県民の会の中島康代表(80)=熊本市西区=は「最初からダムありきの検証で、50人がどうして亡くなり、どうすれば助けられたのか検証されていない」と指摘した。(太路秀紀)
◆2020年10月12日 NHK熊本放送局
https://www.nhk.or.jp/lnews/kumamoto/20201012/5000010268.html
ー豪雨検証結果に市民団体が質問状ー
7月の豪雨で氾濫した球磨川の治水対策を検証する国や県などの委員会が、ダムが建設されていれば浸水被害を6割軽減できたなどとする検証結果を示したことに対し、市民団体が12日県庁を訪れ、判断の根拠となった数値などを示すよう求める質問状を提出しました。
質問状を提出したのは「川辺川を守る県民の会」など3つの市民団体のメンバーです。
7月の豪雨で氾濫した球磨川の治水対策をめぐっては、今月国や県などでつくる委員会が、支流の川辺川で計画が中止されたダムが建設されていた場合人吉市周辺の浸水範囲を6割減少できたなとどする検証結果をとりまとめました。

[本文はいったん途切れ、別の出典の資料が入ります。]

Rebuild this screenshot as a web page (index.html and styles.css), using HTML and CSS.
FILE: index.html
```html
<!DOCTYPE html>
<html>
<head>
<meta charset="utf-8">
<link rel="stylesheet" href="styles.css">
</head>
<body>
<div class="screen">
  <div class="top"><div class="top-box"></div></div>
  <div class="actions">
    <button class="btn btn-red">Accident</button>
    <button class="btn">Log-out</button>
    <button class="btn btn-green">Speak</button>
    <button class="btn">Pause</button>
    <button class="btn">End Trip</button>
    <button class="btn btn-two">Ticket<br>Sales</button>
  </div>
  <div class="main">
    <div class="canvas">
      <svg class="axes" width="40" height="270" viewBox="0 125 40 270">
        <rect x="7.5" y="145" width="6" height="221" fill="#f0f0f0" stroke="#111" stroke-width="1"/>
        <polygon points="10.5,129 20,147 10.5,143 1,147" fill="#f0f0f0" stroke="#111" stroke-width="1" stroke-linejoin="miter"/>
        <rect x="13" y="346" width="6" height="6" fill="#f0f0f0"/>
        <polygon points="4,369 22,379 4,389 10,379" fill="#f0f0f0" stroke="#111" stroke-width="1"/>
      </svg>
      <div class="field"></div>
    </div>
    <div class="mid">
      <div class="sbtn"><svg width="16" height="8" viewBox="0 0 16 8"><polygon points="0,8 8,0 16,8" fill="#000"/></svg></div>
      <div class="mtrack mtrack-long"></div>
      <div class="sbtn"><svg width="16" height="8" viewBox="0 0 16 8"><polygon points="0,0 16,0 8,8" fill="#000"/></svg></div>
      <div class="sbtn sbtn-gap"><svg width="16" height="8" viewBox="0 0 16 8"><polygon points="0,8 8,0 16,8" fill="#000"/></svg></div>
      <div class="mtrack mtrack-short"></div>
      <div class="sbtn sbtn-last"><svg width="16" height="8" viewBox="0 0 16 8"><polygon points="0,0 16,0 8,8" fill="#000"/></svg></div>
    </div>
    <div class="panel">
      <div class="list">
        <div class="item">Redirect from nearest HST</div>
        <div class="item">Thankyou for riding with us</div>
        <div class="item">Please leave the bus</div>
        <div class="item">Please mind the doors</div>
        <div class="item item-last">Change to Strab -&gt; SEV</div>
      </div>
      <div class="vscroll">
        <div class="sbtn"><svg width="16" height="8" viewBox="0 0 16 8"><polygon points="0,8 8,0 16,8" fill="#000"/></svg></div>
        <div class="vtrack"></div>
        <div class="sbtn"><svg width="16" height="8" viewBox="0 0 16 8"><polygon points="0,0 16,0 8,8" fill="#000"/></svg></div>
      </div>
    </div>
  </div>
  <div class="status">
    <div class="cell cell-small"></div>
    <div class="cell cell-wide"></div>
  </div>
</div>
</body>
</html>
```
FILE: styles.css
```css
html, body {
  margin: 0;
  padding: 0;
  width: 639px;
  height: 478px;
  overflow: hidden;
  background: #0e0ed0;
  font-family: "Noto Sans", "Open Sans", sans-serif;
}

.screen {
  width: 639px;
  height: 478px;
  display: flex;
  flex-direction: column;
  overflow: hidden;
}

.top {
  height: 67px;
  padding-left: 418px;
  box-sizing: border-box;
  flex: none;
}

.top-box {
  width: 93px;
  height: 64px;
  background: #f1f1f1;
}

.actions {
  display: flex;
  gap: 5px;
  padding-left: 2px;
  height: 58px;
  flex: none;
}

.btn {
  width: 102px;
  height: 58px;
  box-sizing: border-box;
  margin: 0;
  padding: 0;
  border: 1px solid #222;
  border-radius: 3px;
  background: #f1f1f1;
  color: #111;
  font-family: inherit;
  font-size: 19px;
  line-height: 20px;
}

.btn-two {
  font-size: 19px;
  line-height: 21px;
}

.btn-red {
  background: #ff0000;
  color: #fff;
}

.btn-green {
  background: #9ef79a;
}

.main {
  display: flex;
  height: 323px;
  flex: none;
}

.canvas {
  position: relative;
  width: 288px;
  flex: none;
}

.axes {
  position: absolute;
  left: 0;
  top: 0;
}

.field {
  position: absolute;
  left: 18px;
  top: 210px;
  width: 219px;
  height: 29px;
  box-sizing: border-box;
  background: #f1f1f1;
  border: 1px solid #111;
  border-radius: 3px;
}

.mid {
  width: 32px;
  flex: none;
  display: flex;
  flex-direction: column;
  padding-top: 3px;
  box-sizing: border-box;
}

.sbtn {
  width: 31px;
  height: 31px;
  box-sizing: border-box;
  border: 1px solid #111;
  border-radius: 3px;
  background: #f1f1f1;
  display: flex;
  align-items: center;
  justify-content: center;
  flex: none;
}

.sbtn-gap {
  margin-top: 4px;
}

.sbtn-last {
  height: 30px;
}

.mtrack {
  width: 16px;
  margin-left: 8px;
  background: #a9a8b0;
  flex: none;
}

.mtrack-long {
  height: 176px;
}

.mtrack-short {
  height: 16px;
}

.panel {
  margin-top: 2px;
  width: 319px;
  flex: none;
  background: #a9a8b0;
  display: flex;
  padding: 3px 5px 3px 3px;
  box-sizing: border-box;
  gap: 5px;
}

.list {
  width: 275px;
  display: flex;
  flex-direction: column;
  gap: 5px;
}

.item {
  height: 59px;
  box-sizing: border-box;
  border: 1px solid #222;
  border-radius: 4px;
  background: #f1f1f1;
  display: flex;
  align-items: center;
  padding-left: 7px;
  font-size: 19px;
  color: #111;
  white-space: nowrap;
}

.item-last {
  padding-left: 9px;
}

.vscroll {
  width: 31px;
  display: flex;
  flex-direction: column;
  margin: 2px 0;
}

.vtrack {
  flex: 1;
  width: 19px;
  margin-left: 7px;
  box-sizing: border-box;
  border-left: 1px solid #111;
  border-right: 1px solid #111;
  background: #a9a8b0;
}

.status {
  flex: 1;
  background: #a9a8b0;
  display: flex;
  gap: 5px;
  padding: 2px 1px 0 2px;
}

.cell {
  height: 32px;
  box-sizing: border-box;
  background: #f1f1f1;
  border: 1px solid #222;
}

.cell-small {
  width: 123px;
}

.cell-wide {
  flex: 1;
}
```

これについて提出された質問状では「ダムありきの議論だ」と指摘したうえで、根拠となった数値や詳しい算出方法などのほか住民の意見を聞く場を設けずに結論を出した理由など16項目にわたって説明を求めたうえで、検証作業のやり直しを要請しています。
「川辺川を守る県民の会」の中島康代表は「まず、被災者の声を聞かないと何もわからないはずで、検証をやり直すべきだ」と話しています。